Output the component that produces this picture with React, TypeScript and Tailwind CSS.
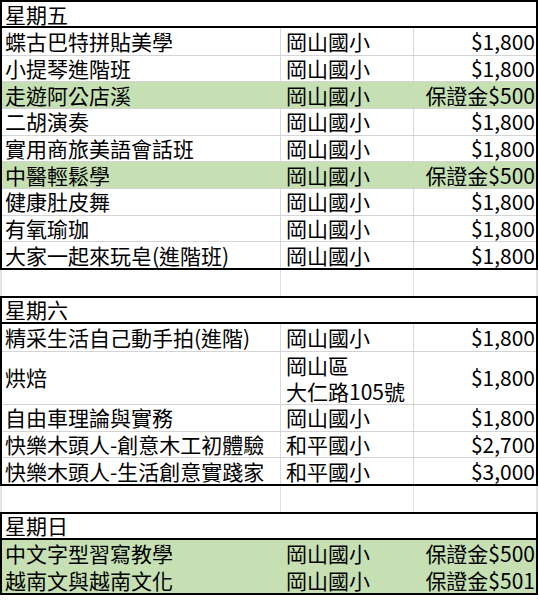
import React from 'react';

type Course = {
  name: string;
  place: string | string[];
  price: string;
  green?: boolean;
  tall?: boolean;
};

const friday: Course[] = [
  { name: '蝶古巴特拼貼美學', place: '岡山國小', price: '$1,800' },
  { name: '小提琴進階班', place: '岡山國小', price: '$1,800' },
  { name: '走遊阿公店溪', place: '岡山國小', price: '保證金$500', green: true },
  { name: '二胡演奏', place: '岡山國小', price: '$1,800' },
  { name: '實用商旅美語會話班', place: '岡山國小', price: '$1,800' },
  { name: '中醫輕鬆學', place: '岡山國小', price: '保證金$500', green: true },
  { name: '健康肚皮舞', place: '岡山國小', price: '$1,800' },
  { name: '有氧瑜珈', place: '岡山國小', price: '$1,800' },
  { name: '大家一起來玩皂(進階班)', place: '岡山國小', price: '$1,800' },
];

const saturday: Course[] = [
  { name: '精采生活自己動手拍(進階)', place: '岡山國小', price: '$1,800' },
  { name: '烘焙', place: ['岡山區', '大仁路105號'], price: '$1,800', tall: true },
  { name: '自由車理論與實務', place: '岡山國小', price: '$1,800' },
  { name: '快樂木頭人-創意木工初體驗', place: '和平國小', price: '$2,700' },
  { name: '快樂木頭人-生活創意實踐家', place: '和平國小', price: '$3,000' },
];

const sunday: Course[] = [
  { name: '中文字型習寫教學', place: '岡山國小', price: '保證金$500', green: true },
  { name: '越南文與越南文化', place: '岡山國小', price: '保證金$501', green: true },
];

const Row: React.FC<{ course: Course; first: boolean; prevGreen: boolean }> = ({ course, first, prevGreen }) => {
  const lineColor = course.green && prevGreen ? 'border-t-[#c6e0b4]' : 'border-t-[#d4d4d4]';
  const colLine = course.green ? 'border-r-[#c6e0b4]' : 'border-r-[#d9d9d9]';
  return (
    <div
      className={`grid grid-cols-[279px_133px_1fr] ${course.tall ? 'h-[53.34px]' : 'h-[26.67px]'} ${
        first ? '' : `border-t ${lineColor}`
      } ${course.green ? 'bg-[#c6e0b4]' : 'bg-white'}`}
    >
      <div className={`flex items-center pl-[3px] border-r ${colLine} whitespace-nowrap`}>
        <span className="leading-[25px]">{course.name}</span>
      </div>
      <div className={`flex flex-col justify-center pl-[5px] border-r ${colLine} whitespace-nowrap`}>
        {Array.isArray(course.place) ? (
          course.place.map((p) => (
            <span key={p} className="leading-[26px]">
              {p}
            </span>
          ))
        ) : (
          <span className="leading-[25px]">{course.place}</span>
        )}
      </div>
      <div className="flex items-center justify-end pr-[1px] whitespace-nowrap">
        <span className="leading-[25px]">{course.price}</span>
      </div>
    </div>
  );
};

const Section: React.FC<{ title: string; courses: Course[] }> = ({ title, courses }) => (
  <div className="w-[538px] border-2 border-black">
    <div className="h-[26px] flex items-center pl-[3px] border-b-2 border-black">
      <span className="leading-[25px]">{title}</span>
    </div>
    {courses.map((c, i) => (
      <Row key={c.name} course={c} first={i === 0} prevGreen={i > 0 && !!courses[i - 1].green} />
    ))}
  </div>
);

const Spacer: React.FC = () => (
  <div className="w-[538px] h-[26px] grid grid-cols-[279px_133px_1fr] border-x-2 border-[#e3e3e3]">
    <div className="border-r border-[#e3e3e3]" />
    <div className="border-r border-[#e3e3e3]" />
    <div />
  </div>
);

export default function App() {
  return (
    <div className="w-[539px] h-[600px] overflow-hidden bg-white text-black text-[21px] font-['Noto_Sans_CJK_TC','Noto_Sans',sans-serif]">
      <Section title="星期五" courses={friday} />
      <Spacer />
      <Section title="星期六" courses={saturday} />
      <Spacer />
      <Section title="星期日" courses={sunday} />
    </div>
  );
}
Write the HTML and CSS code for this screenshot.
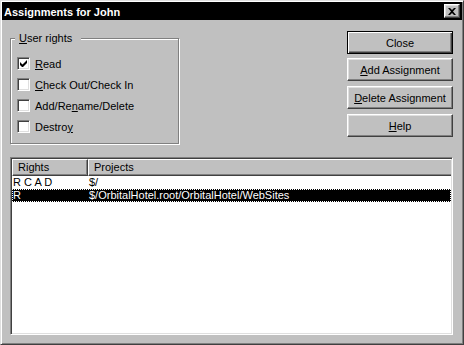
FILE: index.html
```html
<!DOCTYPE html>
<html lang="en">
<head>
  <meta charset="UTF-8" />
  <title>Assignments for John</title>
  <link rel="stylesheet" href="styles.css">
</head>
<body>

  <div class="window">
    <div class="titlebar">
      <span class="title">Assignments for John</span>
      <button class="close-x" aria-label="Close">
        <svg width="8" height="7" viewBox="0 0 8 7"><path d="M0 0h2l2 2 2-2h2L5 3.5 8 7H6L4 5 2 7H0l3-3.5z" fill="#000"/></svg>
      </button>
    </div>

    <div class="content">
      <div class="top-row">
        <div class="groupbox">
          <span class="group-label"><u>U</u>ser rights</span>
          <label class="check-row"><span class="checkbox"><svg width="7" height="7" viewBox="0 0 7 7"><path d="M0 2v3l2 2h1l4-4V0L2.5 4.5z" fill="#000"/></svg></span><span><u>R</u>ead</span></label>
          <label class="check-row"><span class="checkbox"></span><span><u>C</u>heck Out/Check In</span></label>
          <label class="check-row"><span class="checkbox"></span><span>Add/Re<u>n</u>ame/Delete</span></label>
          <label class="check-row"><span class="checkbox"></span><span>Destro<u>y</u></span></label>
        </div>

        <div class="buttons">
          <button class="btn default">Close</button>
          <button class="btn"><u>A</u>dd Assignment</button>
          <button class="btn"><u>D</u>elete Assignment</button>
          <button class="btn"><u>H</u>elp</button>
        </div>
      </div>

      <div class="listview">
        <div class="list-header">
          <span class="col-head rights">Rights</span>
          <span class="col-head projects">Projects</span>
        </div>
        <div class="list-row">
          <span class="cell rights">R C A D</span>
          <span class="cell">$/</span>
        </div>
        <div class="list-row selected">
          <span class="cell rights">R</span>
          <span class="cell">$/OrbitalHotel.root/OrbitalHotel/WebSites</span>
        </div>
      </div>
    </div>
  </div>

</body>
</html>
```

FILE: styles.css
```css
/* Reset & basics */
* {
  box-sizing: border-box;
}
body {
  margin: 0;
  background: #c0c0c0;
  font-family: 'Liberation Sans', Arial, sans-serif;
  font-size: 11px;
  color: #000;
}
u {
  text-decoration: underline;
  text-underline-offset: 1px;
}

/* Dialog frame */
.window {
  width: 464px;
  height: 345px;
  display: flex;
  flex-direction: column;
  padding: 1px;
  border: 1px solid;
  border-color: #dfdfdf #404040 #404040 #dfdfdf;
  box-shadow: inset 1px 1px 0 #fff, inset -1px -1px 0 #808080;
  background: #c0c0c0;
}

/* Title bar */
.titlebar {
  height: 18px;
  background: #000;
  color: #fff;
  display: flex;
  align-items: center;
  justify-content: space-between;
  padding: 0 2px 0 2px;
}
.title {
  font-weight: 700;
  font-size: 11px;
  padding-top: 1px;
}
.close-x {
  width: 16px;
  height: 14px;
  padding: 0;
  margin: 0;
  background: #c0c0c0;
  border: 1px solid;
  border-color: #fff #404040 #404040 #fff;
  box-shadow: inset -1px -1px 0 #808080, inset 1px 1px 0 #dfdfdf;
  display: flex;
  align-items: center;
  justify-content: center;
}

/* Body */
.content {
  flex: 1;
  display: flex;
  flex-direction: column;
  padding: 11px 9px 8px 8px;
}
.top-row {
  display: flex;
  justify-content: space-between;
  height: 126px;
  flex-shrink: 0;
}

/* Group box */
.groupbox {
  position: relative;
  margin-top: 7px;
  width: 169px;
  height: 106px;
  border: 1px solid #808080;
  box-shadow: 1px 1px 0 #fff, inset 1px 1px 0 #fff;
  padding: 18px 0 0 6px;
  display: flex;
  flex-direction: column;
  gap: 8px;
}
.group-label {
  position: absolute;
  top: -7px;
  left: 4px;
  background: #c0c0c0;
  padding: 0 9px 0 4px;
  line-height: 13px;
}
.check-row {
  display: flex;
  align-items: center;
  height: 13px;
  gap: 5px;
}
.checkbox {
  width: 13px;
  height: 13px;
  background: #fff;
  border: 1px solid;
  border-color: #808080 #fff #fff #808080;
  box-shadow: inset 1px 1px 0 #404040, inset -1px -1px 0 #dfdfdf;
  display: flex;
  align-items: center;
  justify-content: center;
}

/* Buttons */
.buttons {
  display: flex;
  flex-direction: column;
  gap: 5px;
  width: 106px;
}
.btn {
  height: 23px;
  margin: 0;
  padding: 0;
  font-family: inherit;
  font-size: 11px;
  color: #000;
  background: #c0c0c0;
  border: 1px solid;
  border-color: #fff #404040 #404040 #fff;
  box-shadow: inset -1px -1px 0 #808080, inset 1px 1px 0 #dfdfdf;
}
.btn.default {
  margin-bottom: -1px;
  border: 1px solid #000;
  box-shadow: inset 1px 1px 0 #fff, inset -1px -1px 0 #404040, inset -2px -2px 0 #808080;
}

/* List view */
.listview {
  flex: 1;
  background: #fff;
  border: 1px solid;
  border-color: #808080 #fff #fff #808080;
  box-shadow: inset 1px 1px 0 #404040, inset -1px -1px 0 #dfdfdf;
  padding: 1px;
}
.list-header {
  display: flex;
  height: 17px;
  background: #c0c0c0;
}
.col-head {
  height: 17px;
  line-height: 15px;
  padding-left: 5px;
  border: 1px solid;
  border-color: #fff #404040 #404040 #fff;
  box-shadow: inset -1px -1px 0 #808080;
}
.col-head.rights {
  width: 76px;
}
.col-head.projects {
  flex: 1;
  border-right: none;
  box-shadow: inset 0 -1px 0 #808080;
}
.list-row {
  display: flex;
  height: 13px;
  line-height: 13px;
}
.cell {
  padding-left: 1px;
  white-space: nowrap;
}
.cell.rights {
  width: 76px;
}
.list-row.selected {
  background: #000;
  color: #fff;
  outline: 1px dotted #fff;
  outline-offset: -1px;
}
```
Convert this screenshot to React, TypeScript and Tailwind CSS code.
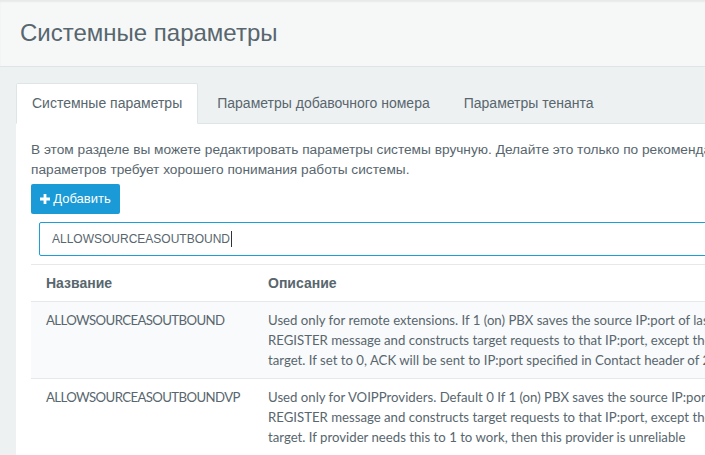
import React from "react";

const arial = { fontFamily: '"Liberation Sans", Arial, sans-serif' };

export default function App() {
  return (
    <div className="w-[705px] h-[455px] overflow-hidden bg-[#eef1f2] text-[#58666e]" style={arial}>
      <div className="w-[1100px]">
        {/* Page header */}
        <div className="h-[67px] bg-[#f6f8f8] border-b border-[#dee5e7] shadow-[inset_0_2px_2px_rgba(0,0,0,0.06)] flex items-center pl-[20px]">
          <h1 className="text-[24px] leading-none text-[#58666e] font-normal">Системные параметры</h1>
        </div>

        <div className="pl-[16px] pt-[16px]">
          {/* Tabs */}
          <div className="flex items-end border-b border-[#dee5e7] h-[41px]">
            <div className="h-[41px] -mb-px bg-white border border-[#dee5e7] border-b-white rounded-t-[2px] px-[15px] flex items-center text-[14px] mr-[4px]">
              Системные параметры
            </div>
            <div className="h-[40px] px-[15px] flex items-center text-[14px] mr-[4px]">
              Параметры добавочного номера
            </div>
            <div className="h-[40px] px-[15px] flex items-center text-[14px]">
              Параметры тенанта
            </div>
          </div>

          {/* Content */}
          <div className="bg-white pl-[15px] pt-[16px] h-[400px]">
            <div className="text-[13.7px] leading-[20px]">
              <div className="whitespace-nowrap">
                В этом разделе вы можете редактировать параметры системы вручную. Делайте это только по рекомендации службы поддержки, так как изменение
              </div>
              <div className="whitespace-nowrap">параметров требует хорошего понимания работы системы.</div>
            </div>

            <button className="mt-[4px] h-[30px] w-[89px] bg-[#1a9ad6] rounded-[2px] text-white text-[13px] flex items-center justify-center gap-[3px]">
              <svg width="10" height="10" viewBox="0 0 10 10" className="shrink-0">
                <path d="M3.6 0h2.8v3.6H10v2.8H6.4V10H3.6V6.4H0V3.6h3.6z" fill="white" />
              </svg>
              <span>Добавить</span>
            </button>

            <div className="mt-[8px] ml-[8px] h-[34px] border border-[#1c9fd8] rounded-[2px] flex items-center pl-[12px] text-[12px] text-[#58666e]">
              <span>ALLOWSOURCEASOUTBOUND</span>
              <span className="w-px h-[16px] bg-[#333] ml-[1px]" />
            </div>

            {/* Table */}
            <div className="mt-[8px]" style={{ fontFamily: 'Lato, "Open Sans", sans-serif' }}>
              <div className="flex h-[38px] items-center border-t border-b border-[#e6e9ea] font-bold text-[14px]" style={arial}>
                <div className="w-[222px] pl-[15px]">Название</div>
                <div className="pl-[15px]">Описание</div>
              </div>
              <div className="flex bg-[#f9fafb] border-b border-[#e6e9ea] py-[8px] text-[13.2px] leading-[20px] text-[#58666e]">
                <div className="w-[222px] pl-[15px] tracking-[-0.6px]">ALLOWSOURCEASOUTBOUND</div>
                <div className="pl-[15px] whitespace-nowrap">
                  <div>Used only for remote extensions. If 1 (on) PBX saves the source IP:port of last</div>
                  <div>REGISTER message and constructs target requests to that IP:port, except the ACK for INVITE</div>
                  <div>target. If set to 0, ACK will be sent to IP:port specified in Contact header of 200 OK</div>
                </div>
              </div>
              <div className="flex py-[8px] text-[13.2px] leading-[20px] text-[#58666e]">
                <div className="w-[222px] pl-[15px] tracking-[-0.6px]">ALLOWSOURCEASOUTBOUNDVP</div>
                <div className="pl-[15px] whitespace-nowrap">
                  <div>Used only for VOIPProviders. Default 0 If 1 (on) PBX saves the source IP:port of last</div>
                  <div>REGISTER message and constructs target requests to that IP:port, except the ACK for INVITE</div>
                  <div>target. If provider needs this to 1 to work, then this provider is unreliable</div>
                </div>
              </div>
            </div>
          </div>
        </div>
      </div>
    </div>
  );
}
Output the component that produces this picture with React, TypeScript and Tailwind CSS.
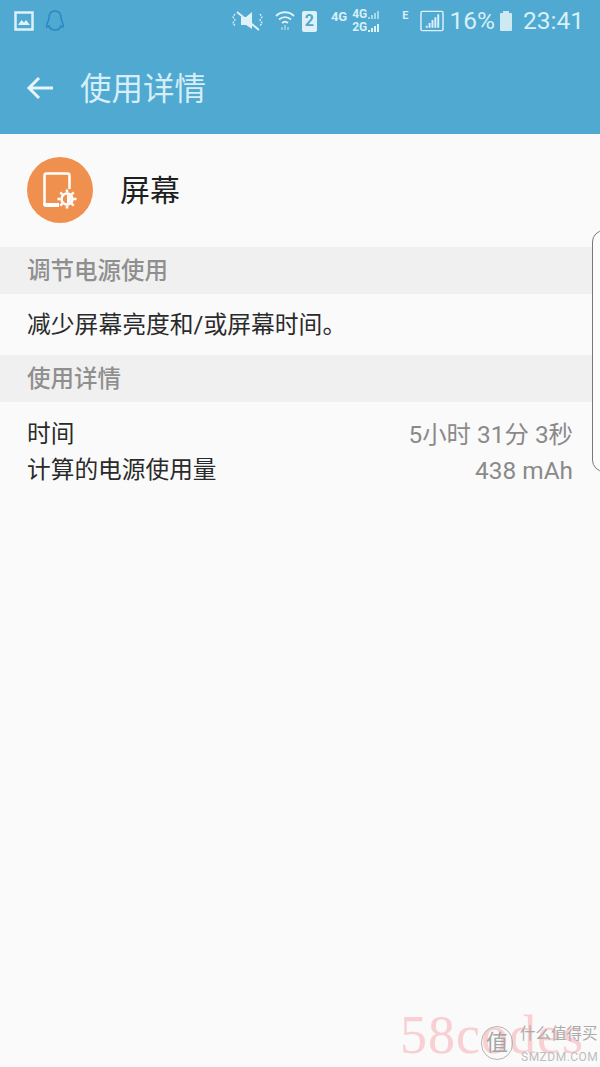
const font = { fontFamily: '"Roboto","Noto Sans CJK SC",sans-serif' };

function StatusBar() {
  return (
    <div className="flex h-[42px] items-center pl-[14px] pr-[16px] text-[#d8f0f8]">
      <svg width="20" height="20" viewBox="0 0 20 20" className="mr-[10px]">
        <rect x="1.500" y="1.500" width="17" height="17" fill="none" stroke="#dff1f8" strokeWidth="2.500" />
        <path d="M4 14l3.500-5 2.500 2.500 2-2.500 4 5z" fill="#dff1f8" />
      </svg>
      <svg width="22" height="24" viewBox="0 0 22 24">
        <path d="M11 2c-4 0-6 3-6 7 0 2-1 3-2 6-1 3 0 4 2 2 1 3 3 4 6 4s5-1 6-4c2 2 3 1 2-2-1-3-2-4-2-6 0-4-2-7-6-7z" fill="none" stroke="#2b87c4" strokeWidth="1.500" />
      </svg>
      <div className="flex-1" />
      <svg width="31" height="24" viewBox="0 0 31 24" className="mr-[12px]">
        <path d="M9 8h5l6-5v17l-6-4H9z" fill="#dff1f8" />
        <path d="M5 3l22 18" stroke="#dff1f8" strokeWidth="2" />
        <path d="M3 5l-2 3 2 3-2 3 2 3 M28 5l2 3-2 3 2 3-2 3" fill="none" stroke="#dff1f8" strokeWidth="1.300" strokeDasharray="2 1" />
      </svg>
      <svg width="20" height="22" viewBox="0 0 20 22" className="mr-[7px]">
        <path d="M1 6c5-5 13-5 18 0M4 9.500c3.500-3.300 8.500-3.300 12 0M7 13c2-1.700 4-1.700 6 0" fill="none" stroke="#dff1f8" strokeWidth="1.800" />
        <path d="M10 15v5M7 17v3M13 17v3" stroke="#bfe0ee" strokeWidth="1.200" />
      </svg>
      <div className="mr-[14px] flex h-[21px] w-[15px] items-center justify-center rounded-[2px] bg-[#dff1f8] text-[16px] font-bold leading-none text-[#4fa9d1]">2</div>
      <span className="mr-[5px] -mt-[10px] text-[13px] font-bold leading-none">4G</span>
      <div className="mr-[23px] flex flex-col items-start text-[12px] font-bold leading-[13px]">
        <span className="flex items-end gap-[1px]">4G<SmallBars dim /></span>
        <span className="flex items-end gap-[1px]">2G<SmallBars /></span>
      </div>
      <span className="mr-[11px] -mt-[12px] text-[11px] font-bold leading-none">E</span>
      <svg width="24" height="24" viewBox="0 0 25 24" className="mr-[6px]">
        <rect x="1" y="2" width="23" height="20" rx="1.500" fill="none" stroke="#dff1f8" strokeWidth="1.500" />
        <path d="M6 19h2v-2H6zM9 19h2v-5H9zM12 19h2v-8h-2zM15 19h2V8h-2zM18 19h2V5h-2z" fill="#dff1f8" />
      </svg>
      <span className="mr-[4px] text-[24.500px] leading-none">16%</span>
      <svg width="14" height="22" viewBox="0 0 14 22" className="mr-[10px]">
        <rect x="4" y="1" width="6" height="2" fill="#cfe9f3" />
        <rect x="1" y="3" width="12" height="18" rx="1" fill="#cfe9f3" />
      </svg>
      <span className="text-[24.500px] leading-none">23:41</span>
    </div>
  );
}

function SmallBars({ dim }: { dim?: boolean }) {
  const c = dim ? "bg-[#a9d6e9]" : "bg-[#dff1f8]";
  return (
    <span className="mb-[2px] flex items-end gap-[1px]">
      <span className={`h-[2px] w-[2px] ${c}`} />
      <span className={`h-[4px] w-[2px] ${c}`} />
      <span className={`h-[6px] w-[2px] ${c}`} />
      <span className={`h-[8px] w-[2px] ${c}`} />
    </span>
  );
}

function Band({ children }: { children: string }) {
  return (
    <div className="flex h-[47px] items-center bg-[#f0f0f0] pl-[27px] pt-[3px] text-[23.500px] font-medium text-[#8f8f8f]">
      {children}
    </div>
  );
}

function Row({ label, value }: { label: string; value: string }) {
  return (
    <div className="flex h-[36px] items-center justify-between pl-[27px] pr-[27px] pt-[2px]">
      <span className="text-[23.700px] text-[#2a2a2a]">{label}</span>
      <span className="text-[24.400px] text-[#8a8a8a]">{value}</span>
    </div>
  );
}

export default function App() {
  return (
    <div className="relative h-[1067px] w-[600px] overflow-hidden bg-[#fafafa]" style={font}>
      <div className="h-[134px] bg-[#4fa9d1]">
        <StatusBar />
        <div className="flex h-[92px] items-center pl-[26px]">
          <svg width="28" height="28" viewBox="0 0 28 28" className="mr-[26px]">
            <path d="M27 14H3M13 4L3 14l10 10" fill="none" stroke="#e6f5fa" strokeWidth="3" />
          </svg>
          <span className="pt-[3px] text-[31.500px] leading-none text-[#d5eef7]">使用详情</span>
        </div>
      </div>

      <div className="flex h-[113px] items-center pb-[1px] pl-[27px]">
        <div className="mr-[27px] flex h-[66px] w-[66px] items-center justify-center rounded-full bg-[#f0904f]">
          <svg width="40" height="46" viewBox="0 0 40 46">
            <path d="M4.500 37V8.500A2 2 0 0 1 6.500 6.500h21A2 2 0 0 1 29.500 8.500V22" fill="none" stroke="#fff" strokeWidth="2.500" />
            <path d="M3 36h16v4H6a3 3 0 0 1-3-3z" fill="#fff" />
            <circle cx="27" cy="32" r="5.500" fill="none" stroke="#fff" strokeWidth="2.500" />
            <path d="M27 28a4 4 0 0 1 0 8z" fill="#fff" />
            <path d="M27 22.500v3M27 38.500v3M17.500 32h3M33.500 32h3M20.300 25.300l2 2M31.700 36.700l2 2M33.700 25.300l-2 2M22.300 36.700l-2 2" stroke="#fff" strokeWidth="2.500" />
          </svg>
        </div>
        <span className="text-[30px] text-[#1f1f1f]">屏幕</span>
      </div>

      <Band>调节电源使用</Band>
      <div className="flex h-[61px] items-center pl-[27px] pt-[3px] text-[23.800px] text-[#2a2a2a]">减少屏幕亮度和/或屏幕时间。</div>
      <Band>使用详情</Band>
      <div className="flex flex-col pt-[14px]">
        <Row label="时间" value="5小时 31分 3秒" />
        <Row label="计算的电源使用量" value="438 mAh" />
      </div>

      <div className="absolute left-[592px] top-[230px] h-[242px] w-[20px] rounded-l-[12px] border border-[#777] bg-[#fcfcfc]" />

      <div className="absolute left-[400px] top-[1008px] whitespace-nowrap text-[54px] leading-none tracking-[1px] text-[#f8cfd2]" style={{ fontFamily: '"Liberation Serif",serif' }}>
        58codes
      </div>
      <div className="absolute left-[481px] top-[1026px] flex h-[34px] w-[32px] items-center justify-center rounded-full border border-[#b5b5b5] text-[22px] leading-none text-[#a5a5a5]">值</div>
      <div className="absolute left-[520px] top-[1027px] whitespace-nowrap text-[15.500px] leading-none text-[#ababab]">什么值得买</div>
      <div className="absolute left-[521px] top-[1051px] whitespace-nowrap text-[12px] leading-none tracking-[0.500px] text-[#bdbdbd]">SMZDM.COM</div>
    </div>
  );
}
■ ■ ■
Exercise requirements >> Lines that hold "screenshot" are the ones to copy; find all of them.

Answer to the problem >>
Write the HTML and CSS code for this screenshot.
Convert this screenshot to React, TypeScript and Tailwind CSS code.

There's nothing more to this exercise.